DYNA GRIND SERVICES, LLC v. City of Riverview
DYNA GRIND SERVICES, LLC v. City of Riverview
Opinion
DYNA GRIND SERVICES, LLC, and Marco Fusco, Plaintiffs/Counter-Defendants-Appellees,
v.
CITY OF RIVERVIEW, Defendant/Counter/Plaintiff/Third-Party Plaintiff-Appellant, and
Tim Durand, Randy Altimus, Robert Bobeck, David Suputa, and John Menna, Defendants/Counter-Plaintiffs,
v.
RLI Insurance Company, Third-Party Defendant/Third-Party Plaintiff,
v.
MV Construction, Inc., and Cans Unlimited, LLC, Third-Party Defendant.
Supreme Court of Michigan.
On order of the Court, the application for leave to appeal the May 4, 2006 judgment of the Court of Appeals is considered, and it is DENIED, because we are not persuaded that the questions presented should be reviewed by this Court.

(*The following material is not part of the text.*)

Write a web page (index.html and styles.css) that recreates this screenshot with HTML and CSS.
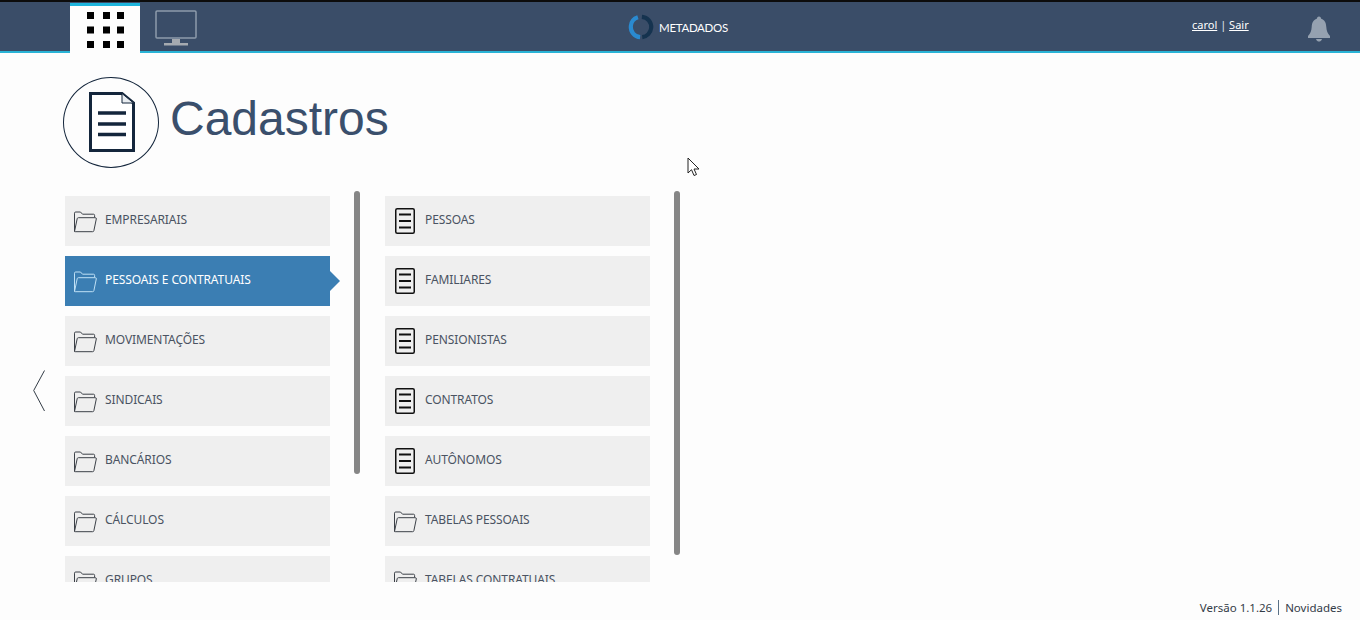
FILE: index.html
```html
<!DOCTYPE html>
<html lang="pt-BR">
<head>
<meta charset="utf-8">
<title>Cadastros</title>
<link rel="stylesheet" href="styles.css">
</head>
<body>
<svg width="0" height="0" class="defs">
  <symbol id="folder" viewBox="0 0 24 22">
    <path d="M1.5 20.5V2.2Q1.5 1 2.7 1H7.5L9.5 3.2H20.5Q21.6 3.2 21.6 4.4V6.2" fill="none" stroke="currentColor" stroke-width="1"/>
    <path d="M1.5 20.5L4.2 7.7Q4.4 6.7 5.4 6.7H22.3Q23.5 6.7 23.3 7.9L20.9 19.6Q20.7 20.7 19.6 20.7H2.2Q1.5 20.7 1.5 20.5Z" fill="none" stroke="currentColor" stroke-width="1"/>
  </symbol>
  <symbol id="doc" viewBox="0 0 20 26">
    <rect x="0.750" y="0.750" width="18.500" height="24.500" rx="1.500" fill="none" stroke="currentColor" stroke-width="1.500"/>
    <path d="M4 6.500H16M4 13H16M4 19.500H16" stroke="currentColor" stroke-width="2"/>
  </symbol>
</svg>

<header class="topbar">
  <nav class="tabs">
    <a class="tab tab-active" href="#">
      <svg class="grid-icon" viewBox="0 0 37 36" width="37" height="36">
        <g fill="#000">
          <rect x="0" y="0" width="7" height="7"/><rect x="16" y="0" width="7" height="7"/><rect x="30" y="0" width="7" height="7"/>
          <rect x="0" y="14.500" width="7" height="7"/><rect x="16" y="14.500" width="7" height="7"/><rect x="30" y="14.500" width="7" height="7"/>
          <rect x="0" y="29" width="7" height="7"/><rect x="16" y="29" width="7" height="7"/><rect x="30" y="29" width="7" height="7"/>
        </g>
      </svg>
    </a>
    <a class="tab tab-monitor" href="#">
      <svg viewBox="0 0 42 36" width="42" height="36">
        <rect x="1" y="1" width="40" height="27" rx="1" fill="none" stroke="#8d9bab" stroke-width="1.500"/>
        <path d="M17 29H25V33H17Z" fill="#a5aab0"/>
        <path d="M9 33H33V35.500H9Z" fill="#a5aab0"/>
      </svg>
    </a>
  </nav>
  <div class="logo">
    <svg viewBox="0 0 28 28" width="26" height="26">
      <circle cx="14" cy="14" r="11" fill="none" stroke="#15334f" stroke-width="4.500" stroke-dasharray="32 38" transform="rotate(-85 14 14)"/>
      <circle cx="14" cy="14" r="11" fill="none" stroke="#2a8ad0" stroke-width="4.500" stroke-dasharray="30 40" transform="rotate(95 14 14)"/>
    </svg>
    <span class="logo-text">METADADOS</span>
  </div>
  <div class="user">
    <a href="#">carol</a> <span class="sep">|</span> <a href="#">Sair</a>
  </div>
  <svg class="bell" viewBox="0 0 24 26" width="24" height="26">
    <path d="M12 0.500C13.500 0.500 14 1.500 14.200 2.800C17.800 3.800 19 7 19.300 11C19.600 15 20.500 17.500 23 20H1C3.500 17.500 4.400 15 4.700 11C5 7 6.200 3.800 9.800 2.800C10 1.500 10.500 0.500 12 0.500Z" fill="#95a1b0"/>
    <rect x="1" y="20" width="22" height="2" fill="#95a1b0"/>
    <path d="M9 23H15C14.500 25 13 25.500 12 25.500C11 25.500 9.500 25 9 23Z" fill="#95a1b0"/>
  </svg>
</header>

<div class="page-title">
  <div class="title-badge">
    <svg viewBox="0 0 46 60" width="46" height="60">
      <path d="M1.500 1.500H33L44.500 11V58.500H1.500Z" fill="#fff" stroke="#14263c" stroke-width="3"/>
      <path d="M33 1.500V11H44.500Z" fill="#e9edf1" stroke="#14263c" stroke-width="1"/>
      <path d="M9 21H37M9 32H37M9 42.500H37" stroke="#14263c" stroke-width="3.500"/>
    </svg>
  </div>
  <h1>Cadastros</h1>
</div>

<main class="browser">
  <div class="back">
    <svg viewBox="0 0 12 42" width="12" height="42"><path d="M11.500 0.500L0.700 20.500L11.500 41" fill="none" stroke="#333c46" stroke-width="1"/></svg>
  </div>

  <section class="column">
    <ul class="list">
      <li class="item"><svg class="ico-folder"><use href="#folder"/></svg><span>EMPRESARIAIS</span></li>
      <li class="item item-active"><svg class="ico-folder"><use href="#folder"/></svg><span>PESSOAIS E CONTRATUAIS</span></li>
      <li class="item"><svg class="ico-folder"><use href="#folder"/></svg><span>MOVIMENTAÇÕES</span></li>
      <li class="item"><svg class="ico-folder"><use href="#folder"/></svg><span>SINDICAIS</span></li>
      <li class="item"><svg class="ico-folder"><use href="#folder"/></svg><span>BANCÁRIOS</span></li>
      <li class="item"><svg class="ico-folder"><use href="#folder"/></svg><span>CÁLCULOS</span></li>
      <li class="item"><svg class="ico-folder"><use href="#folder"/></svg><span>GRUPOS</span></li>
    </ul>
    <div class="thumb thumb-short"></div>
  </section>

  <section class="column">
    <ul class="list">
      <li class="item"><svg class="ico-doc"><use href="#doc"/></svg><span>PESSOAS</span></li>
      <li class="item"><svg class="ico-doc"><use href="#doc"/></svg><span>FAMILIARES</span></li>
      <li class="item"><svg class="ico-doc"><use href="#doc"/></svg><span>PENSIONISTAS</span></li>
      <li class="item"><svg class="ico-doc"><use href="#doc"/></svg><span>CONTRATOS</span></li>
      <li class="item"><svg class="ico-doc"><use href="#doc"/></svg><span>AUTÔNOMOS</span></li>
      <li class="item"><svg class="ico-folder"><use href="#folder"/></svg><span>TABELAS PESSOAIS</span></li>
      <li class="item"><svg class="ico-folder"><use href="#folder"/></svg><span>TABELAS CONTRATUAIS</span></li>
    </ul>
    <div class="thumb thumb-long"></div>
  </section>
</main>

<footer class="footer">
  <span>Versão 1.1.26</span><span class="footer-sep"></span><span>Novidades</span>
</footer>

<svg class="cursor" viewBox="0 0 13 20" width="13" height="20">
  <path d="M1 1V16L4.500 12.700L7 18.500L9.500 17.500L7 12H12Z" fill="#fff" stroke="#222" stroke-width="1"/>
</svg>
</body>
</html>
```

FILE: styles.css
```css
* { box-sizing: border-box; }
html, body { margin: 0; height: 100%; }
body {
  position: relative;
  background: #fdfdfd;
  font-family: "Noto Sans", "Liberation Sans", sans-serif;
  font-size: 12px;
  color: #4a5362;
  overflow: hidden;
  height: 620px;
}
.defs { position: absolute; }

.topbar {
  position: relative;
  height: 53px;
  background: #3a4d68;
  border-top: 2px solid #0c0c0c;
  border-bottom: 2px solid #29b3d6;
  display: flex;
  align-items: flex-start;
  padding-left: 70px;
}
.tabs { display: flex; align-items: flex-start; }
.tab { display: flex; justify-content: center; }
.tab-active {
  width: 70px;
  height: 50px;
  margin-top: 1px;
  background: #fdfdfd;
  border-top: 3px solid #1db4dc;
  padding-top: 6px;
}
.grid-icon { display: block; }
.tab-monitor { margin-left: 15px; margin-top: 8px; }

.logo {
  position: absolute;
  left: 628px;
  top: 12px;
  display: flex;
  align-items: center;
  gap: 5px;
}
.logo-text {
  color: #fff;
  font-family: "Lato", sans-serif;
  font-size: 11.500px;
  letter-spacing: -0.300px;
}
.user {
  position: absolute;
  left: 1192px;
  top: 15px;
  color: #e4e8ed;
  font-size: 11px;
}
.user a { color: #fff; }
.bell { position: absolute; left: 1307px; top: 14px; }

.page-title {
  display: flex;
  align-items: center;
  gap: 11px;
  margin: 23px 0 0 63px;
  height: 92px;
}
.title-badge {
  width: 96px;
  height: 91px;
  padding-left: 1px;
  border: 1.500px solid #14263c;
  border-radius: 50%;
  display: flex;
  align-items: center;
  justify-content: center;
}
.page-title h1 {
  margin: 0 0 6px;
  font-family: "Liberation Sans", Arial, sans-serif;
  font-size: 48px;
  font-weight: 400;
  color: #3a4f6c;
  line-height: 1;
}

.browser {
  display: flex;
  align-items: flex-start;
  margin-top: 23px;
}
.back {
  width: 65px;
  height: 391px;
  padding: 179px 0 0 33px;
}
.back svg { display: block; }
.column {
  display: flex;
  align-items: flex-start;
  gap: 24px;
  margin-right: 25px;
}
.list {
  list-style: none;
  margin: 5px 0 0;
  padding: 0;
  width: 265px;
  height: 386px;
  overflow: hidden;
  display: flex;
  flex-direction: column;
  gap: 10px;
  letter-spacing: -0.100px;
}
.item {
  flex: 0 0 50px;
  position: relative;
  display: flex;
  align-items: center;
  background: #efefef;
  color: #4a5362;
  padding-left: 40px;
}
.item span { position: relative; top: -2px; }
.ico-folder {
  position: absolute;
  left: 8px;
  top: 15px;
  width: 24px;
  height: 22px;
  color: #3c4148;
}
.ico-doc {
  position: absolute;
  left: 10px;
  top: 12px;
  width: 20px;
  height: 26px;
  color: #111;
}
.item-active { background: #3b7eb3; color: #fff; width: 265px; }
.item-active .ico-folder { color: #bfe0f5; }
.item-active::after {
  content: "";
  position: absolute;
  left: 265px;
  top: 15px;
  border-left: 10px solid #3b7eb3;
  border-top: 10px solid transparent;
  border-bottom: 10px solid transparent;
}
.list:has(.item-active) { width: 275px; }
.list:has(.item-active) .item { width: 265px; }
.list:has(.item-active) + .thumb { margin-left: -10px; }
.thumb {
  width: 6px;
  background: #868686;
  border-radius: 3px;
}
.thumb-short { height: 283px; }
.thumb-long { height: 364px; }

.footer {
  position: absolute;
  right: 18px;
  bottom: 5px;
  display: flex;
  align-items: center;
  gap: 6px;
  font-size: 11.500px;
  color: #333b47;
}
.footer-sep {
  width: 1px;
  height: 15px;
  background: #5a7186;
}
.cursor { position: absolute; left: 687px; top: 157px; }
```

MARKMAN, J., dissents and states as follows:
I dissent and would remand to the trial court for it to determine whether, under the actual language of the contract, defendant or plaintiff was in breach. A contract is ambiguous when two provisions "irreconcilably conflict with each other," Klapp v. United Ins. Group Agency, Inc., 468 Mich. 459, 467, 663 N.W.2d 447 (2003), or "when [a term] is equally susceptible to more than a single meaning." Lansing Mayor v. Pub. Service Comm., 470 Mich. 154, 166, 680 N.W.2d 840 (2004) (emphasis in the original). Only after a contract has been found to be ambiguous may a trial court consider extrinsic evidence. Klapp, supra at 470-471, 663 N.W.2d 447. "[C]onsidering extrinsic evidence in the absence of ambiguous language is `clearly inconsistent with well-established principles of legal interpretation. . . .'" Blackhawk Dev. Corp. v. Village of Dexter, 473 Mich. 33, 49, 700 N.W.2d 364 (2005), quoting Little v. Kin, 468 Mich. 699, 700 n. 2, 664 N.W.2d 749 (2003). Where there is an ambiguity, ascertainment of the meaning of contract language presents a question of fact that must be decided by a jury. Klapp, supra at 469, 663 N.W.2d 447. Absent ambiguity, it is the obligation of the court to interpret the contract as written. Id.
After reviewing the language of the contract, I believe that the instant contract is not ambiguous, and that the trial court therefore erred in admitting extrinsic evidence *666 and in submitting the question of interpretation to the jury. Under the contract, Dyna Grind Services (DGS) has "exclusive rights to grind acceptable waste at the Land Preserve" landfill. (Emphasis added.) "Acceptable grindable material" is limited to construction and demolition debris, and `nonfriable' asbestos type of roofing, delivered by Cans Unlimited and by "such other of City's customers as the City directs to the grinding area." Thus, the definition of "acceptable grindable material" indicates that the city has the discretion to direct this waste to the Land Preserve landfill. The city has no obligation to direct all of the waste collected by the city's customers to Land Preserve and DGS has exclusive rights to grind only "acceptable grindable material" directed to the Land Preserve landfill. Paragraph 8 sets forth the minimum grinding capacity required of DGS and indicates that all the deliveries of "acceptable grindable material" made at the Land Preserve landfill must be processed in accordance with Land Preserve policy before they are transported to DGS's grinding area; paragraph 6 sets forth the payment to which DGS is entitled for grinding the acceptable waste. There is neither a conflict among these provisions nor any other basis for finding the contract to be ambiguous.